Posted by: Dr Zee - May 7, 9:53pm
Isn't it strange that there's not one comment on the Daily Mail page
“Re: Daily Mail Website”
Posted by: Onehunglow - May 7, 10:13pm
I'm going to change my toilet roll
“Re: Daily Mail Website”
Posted by: bob - May 8, 6:40am
I tried to respond... but the catchpa just fails, I inputted 20 different 6yDft7 type things but it fails every time.
“IDIOT”
Posted by: Al - May 8, 10:21am
This woman is an absolute moron! When I was a child I had four siblings and we used to share our games consoles quite happily but for some reason we'd fight over the dressing up clothes, obviously they must be evil - ban all dressing up clothes!!
But in all seriousness I do think this woman should be reported to the police (for piracy) and social services (for awful parenting)! I als surprised that Nintendo haven't tried suing her for liable.
“Re: IDIOT”
Posted by: Al - May 8, 10:44am
Just wanted to say that I have submitted a review on the article (on the Daily Mail website) but they say 'some comments will be edited and not all will be posted' so I assume that it will not. Also I emailed the editor, thanks to Bruce.
“Nintendo DS”
Posted by: Lesley Smith - May 8, 11:31am
Not the best example of journalism from the Daily Mail! For starters, it's not a 'Nintendo', it's a DS or a DS Lite.
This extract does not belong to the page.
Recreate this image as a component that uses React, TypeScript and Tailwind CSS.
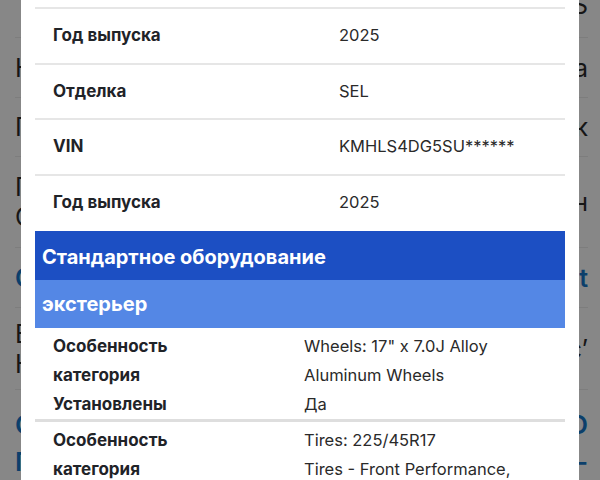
import React from "react";

const font = { fontFamily: "Inter, 'Noto Sans', sans-serif" };

const specs = [
  { label: "Модель", value: "Tucson" },
  { label: "Год выпуска", value: "2025" },
  { label: "Отделка", value: "SEL" },
  { label: "VIN", value: "KMHLS4DG5SU******" },
  { label: "Год выпуска", value: "2025" },
];

const features = [
  [
    { label: "Особенность", value: 'Wheels: 17" x 7.0J Alloy' },
    { label: "категория", value: "Aluminum Wheels" },
    { label: "Установлены", value: "Да" },
  ],
  [
    { label: "Особенность", value: "Tires: 225/45R17" },
    { label: "категория", value: "Tires - Front Performance, Rear Performance" },
    { label: "Установлены", value: "Да" },
  ],
];

const BgRow: React.FC<{ h: string; left: React.ReactNode; right: React.ReactNode; blue?: boolean }> = ({
  h,
  left,
  right,
  blue,
}) => (
  <div
    className={`flex shrink-0 items-center justify-between border-b border-[#7d7d7d] text-[25px] leading-[30px] ${h} ${
      blue ? "text-[#0c3f6b] font-semibold" : "text-[#161616]"
    }`}
  >
    <div>{left}</div>
    <div className="text-right">{right}</div>
  </div>
);

const App: React.FC = () => {
  return (
    <div className="relative h-[480px] w-[600px] overflow-hidden bg-[#878787]" style={font}>
      {/* page behind the dialog */}
      <div className="-mt-[28px] flex flex-col pl-[15px] pr-[12px]">
        <BgRow h="h-[66px]" left="Тип" right="Трансмиссия AS" />
        <BgRow h="h-[60px]" left="Кузов" right="Кроссовера" />
        <BgRow h="h-[59px]" left="Привод" right="Передний привок" />
        <BgRow h="h-[91px]" left={<>Пробег<br />Состояние</>} right="Бензин" />
        <BgRow h="h-[60px]" left="Салон" right="Tucson SEL Light" blue />
        <BgRow h="h-[82px]" left={<>Владельцы<br />Комплект</>} right="Сервис’" />
        <div className="flex justify-between pt-[16px] text-[26px] font-semibold leading-[37px] text-[#0c3f6b]">
          <div>
            Связаться
            <br />
            Показать
          </div>
          <div className="text-right">
            Позвонить О
            <br />
            Еще -
          </div>
        </div>
      </div>

      {/* dialog */}
      <div className="absolute left-[21px] top-[-48.5px] w-[558px] bg-white px-[14px]">
        {specs.map((s, i) => (
          <div
            key={i}
            className="box-border flex h-[55.5px] items-center border-t-2 border-[#e6e6e6] pl-[18px] text-[16.5px]"
          >
            <div className="w-[286px] shrink-0 text-[17px] font-bold text-[#1f2328]">{s.label}</div>
            <div className="text-[#2a2a2a]">{s.value}</div>
          </div>
        ))}
        <div className="mt-[2px] flex h-[49px] items-center bg-[#1c4fc3] pl-[7px] pt-[2px] text-[20px] font-bold text-white">
          Стандартное оборудование
        </div>
        <div className="flex h-[48px] items-center bg-[#5487e5] pl-[7px] text-[20px] font-bold text-white">
          экстерьер
        </div>
        {features.map((group, gi) => (
          <div key={gi} className="border-b-[3px] border-[#dedede] pb-[0.5px] pt-[3.5px]">
            {group.map((f, i) => (
              <div key={i} className="flex pl-[18px] text-[16.5px] leading-[29px]">
                <div className="w-[251px] shrink-0 text-[17px] font-bold text-[#1f2328]">{f.label}</div>
                <div className="w-[230px] text-[#2a2a2a]">{f.value}</div>
              </div>
            ))}
          </div>
        ))}
      </div>
    </div>
  );
};

export default App;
Plus it stirkes me as distinctly suspicious that she bought it from Hong Kong and it came with a 'bundle' of twenty games. If they were are I suspect preinstalled then it's not exactly the most legit of purchases.
“Re: Nintendo DS”
Posted by: ADE_1977 - May 8, 12:26pm
Imagine the scenario, four kids all of whom want, lets for the sake of argument use, a dolly. So 'Mum of the year' buys one dolly between them. She imposes no rules, such as who gets to play with it when, she just throws it in the middle of them and stands back, feeling smug because she's got them what they want. Imagine her surprise when the resulting events culminate in a battle royale of proportions to make the UFC look tame. Obviously poor dollys fault, after all, she is aspiring to be Mum of the year so it can't possibly be down to her total lack of parenting skills...... Can it?
“Re: Nintendo DS”
Posted by: JD - May 8, 12:54pm
“Hand over the Nintendo and without any effort, you have a window of about two hours of peace,…”
I think this line sums up the ignorance of a generation not savy to games! And who buy items for their kids in order to gain affection and peace. Mums and dads this is why your kids are playing GTA, because you don’t give a ****!
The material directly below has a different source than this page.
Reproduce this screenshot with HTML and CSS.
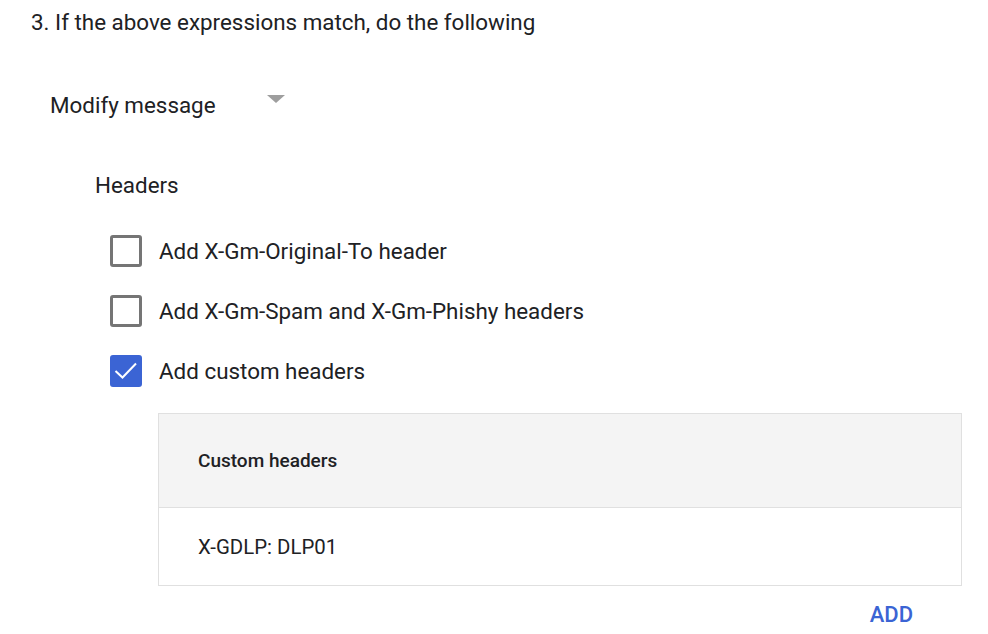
FILE: index.html
```html
<!DOCTYPE html>
<html lang="en">
<head>
  <meta charset="UTF-8">
  <title>Modify message</title>
  <link rel="stylesheet" href="styles.css">
</head>
<body>
  <div class="step">
    <h3 class="step-title">3. If the above expressions match, do the following</h3>

    <div class="action-select">
      <span class="action-label">Modify message</span>
      <span class="arrow"></span>
    </div>

    <div class="section">
      <div class="section-title">Headers</div>

      <label class="check-row">
        <span class="box"></span>
        <span>Add X-Gm-Original-To header</span>
      </label>
      <label class="check-row">
        <span class="box"></span>
        <span>Add X-Gm-Spam and X-Gm-Phishy headers</span>
      </label>
      <label class="check-row">
        <span class="box checked">
          <svg width="26" height="26" viewBox="0 0 26 26"><path d="M2.5 13l7 6.5L23 5.5" fill="none" stroke="#fff" stroke-width="2"/></svg>
        </span>
        <span>Add custom headers</span>
      </label>

      <div class="table-wrap">
        <table class="headers-table">
          <thead>
            <tr><th>Custom headers</th></tr>
          </thead>
          <tbody>
            <tr><td>X-GDLP: DLP01</td></tr>
          </tbody>
        </table>
        <div class="actions">
          <button class="add-btn" type="button">ADD</button>
        </div>
      </div>
    </div>
  </div>
</body>
</html>
```

FILE: styles.css
```css
body {
  margin: 0;
  font-family: Roboto, "Liberation Sans", sans-serif;
  color: #202124;
  background: #fff;
}
.step {
  padding: 9px 0 0 31px;
}
.step-title {
  margin: 0;
  font-size: 22.4px;
  font-weight: 400;
  line-height: 26px;
}
.action-select {
  display: flex;
  align-items: center;
  margin: 55px 0 0 19px;
  height: 30px;
}
.action-label {
  font-size: 22.4px;
  width: 217px;
}
.arrow {
  width: 0;
  height: 0;
  border-left: 9px solid transparent;
  border-right: 9px solid transparent;
  border-top: 8px solid #9e9e9e;
  margin-top: -12px;
}
.section {
  margin: 52px 0 0 64px;
}
.section-title {
  font-size: 22.4px;
  line-height: 26px;
  margin-bottom: 40px;
}
.check-row {
  display: flex;
  align-items: center;
  gap: 17px;
  height: 60px;
  margin: -17px 0 17px 15px;
  font-size: 22.4px;
}
.box {
  width: 26px;
  height: 26px;
  border: 3px solid #757575;
  border-radius: 3px;
  display: flex;
  align-items: center;
  justify-content: center;
  flex: none;
}
.box.checked {
  background: #3b64d4;
  border-color: #3b64d4;
}
.table-wrap {
  margin: -5px 0 0 63px;
  width: 804px;
}
.headers-table {
  width: 100%;
  border-collapse: collapse;
  border: 1px solid #e0e0e0;
}
.headers-table th {
  text-align: left;
  font-size: 19px;
  font-weight: 500;
  background: #f4f4f4;
  height: 93px;
  padding: 0 0 0 39px;
  border-bottom: 1px solid #e0e0e0;
}
.headers-table td {
  font-size: 20.4px;
  height: 77px;
  padding: 0 0 0 39px;
}
.actions {
  display: flex;
  justify-content: flex-end;
}
.add-btn {
  background: none;
  border: none;
  color: #3b64d4;
  font-family: inherit;
  font-size: 22px;
  font-weight: 500;
  padding: 0;
  margin: 16px 49px 0 0;
  cursor: pointer;
}
```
Rosie should educate her kids to save up and buy their own DS’s and enough for one each to avoid jealously and confrontation.
The acidic non constructive writings of the Daily Mail are like crack for the uneducated! (How about that for an inflammatory comment!)
“Re: Nintendo DS”
Posted by: Rikki - May 8, 4:03pm
I hate to fall to the lowest common denominator, but whenever I read 'articles' like this I just hear "I cannot control my children, it must be someone else's fault."
“Re: Nintendo DS”
Posted by: CenturionRyan - May 8, 7:31pm
I think my good friend Roman Bellic can explain this woman's personality more than I can.
"Technophobe! Luddite!"
Now, where was I? Ah, yes.
It seems to me that whenever someone is generally ignorant of video games, only then do they start to blame them for their own mistakes. Which is why nobody will come down on her "ligh a ton o' bricks" as I say, for buying 20 Pirated games.
“Re: Nintendo DS”
Posted by: Cafalump - May 8, 8:25pm
There are so many problems in this article I care not to name them all but sum up my ideas: Get FOUR DS's with LEGAL games then, if she has any care for the children, hand them over to social services so they can get a REAL parent.
Good day to you all.
Cafalump
“Censor ship roxors!”
Posted by: Guybush - May 8, 10:07pm
I too made a comment which hasnt been posted, hummm very strange. Meh justifies why i dont buy the daily mail then eh?